The request:
Write out the lines from the top of the material through the line with "const groupHeights = [58, 57, 56, 56, 56, 56, 56, 56];", exactly and with nothing added.

Data provided:
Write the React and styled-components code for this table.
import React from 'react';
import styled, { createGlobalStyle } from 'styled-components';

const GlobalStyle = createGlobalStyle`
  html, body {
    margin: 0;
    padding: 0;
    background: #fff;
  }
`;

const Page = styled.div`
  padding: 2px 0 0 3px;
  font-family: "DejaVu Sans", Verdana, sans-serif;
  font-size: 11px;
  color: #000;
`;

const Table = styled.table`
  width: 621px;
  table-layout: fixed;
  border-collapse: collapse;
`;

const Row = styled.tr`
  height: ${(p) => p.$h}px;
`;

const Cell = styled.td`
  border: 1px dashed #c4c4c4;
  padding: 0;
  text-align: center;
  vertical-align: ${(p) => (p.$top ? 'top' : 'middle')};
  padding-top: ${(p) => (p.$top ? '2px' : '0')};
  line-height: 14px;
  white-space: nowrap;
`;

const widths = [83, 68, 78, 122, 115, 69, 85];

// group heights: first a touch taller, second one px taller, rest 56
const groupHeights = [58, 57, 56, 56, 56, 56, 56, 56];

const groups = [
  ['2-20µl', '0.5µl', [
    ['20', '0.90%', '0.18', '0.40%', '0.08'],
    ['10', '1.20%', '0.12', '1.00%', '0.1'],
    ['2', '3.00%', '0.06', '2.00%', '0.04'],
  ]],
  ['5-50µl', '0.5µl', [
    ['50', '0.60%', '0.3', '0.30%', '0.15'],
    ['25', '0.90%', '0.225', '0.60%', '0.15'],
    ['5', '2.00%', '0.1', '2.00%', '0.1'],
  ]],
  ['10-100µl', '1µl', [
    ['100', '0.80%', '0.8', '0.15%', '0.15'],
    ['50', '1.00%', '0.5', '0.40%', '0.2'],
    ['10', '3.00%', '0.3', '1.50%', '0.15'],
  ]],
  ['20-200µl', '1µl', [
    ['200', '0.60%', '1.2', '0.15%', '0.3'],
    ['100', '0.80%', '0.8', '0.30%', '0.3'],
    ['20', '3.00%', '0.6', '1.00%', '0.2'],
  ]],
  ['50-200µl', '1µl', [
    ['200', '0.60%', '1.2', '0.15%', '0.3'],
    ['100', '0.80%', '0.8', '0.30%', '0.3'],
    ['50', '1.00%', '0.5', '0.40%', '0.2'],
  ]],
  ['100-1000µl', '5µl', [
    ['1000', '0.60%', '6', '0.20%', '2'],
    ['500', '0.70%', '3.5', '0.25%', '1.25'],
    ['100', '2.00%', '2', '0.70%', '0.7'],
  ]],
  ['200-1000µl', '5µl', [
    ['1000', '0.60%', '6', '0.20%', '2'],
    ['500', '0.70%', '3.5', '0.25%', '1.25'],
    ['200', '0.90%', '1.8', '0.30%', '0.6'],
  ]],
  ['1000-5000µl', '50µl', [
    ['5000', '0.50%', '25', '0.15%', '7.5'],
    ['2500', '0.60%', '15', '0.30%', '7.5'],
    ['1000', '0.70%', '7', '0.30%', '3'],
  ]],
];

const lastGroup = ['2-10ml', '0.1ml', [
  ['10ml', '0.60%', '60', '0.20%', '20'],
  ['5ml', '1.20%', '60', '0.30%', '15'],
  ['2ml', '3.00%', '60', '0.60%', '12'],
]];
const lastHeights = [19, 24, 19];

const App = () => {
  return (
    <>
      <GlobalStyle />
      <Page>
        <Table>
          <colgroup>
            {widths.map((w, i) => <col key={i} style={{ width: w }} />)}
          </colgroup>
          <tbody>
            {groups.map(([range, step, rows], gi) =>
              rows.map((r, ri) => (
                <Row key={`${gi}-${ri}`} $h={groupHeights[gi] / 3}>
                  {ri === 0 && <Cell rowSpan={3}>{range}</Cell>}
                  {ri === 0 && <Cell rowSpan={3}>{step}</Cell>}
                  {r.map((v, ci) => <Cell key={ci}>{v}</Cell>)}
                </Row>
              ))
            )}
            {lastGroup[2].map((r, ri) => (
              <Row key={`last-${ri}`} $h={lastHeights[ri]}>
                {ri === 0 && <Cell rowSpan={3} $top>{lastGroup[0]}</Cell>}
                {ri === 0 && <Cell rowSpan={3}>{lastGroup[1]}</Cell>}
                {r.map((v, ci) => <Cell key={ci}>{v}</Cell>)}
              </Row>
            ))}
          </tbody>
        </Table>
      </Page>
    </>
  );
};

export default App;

The reply:
Write the React and styled-components code for this table.
import React from 'react';
import styled, { createGlobalStyle } from 'styled-components';

const GlobalStyle = createGlobalStyle`
  html, body {
    margin: 0;
    padding: 0;
    background: #fff;
  }
`;

const Page = styled.div`
  padding: 2px 0 0 3px;
  font-family: "DejaVu Sans", Verdana, sans-serif;
  font-size: 11px;
  color: #000;
`;

const Table = styled.table`
  width: 621px;
  table-layout: fixed;
  border-collapse: collapse;
`;

const Row = styled.tr`
  height: ${(p) => p.$h}px;
`;

const Cell = styled.td`
  border: 1px dashed #c4c4c4;
  padding: 0;
  text-align: center;
  vertical-align: ${(p) => (p.$top ? 'top' : 'middle')};
  padding-top: ${(p) => (p.$top ? '2px' : '0')};
  line-height: 14px;
  white-space: nowrap;
`;

const widths = [83, 68, 78, 122, 115, 69, 85];

// group heights: first a touch taller, second one px taller, rest 56
const groupHeights = [58, 57, 56, 56, 56, 56, 56, 56];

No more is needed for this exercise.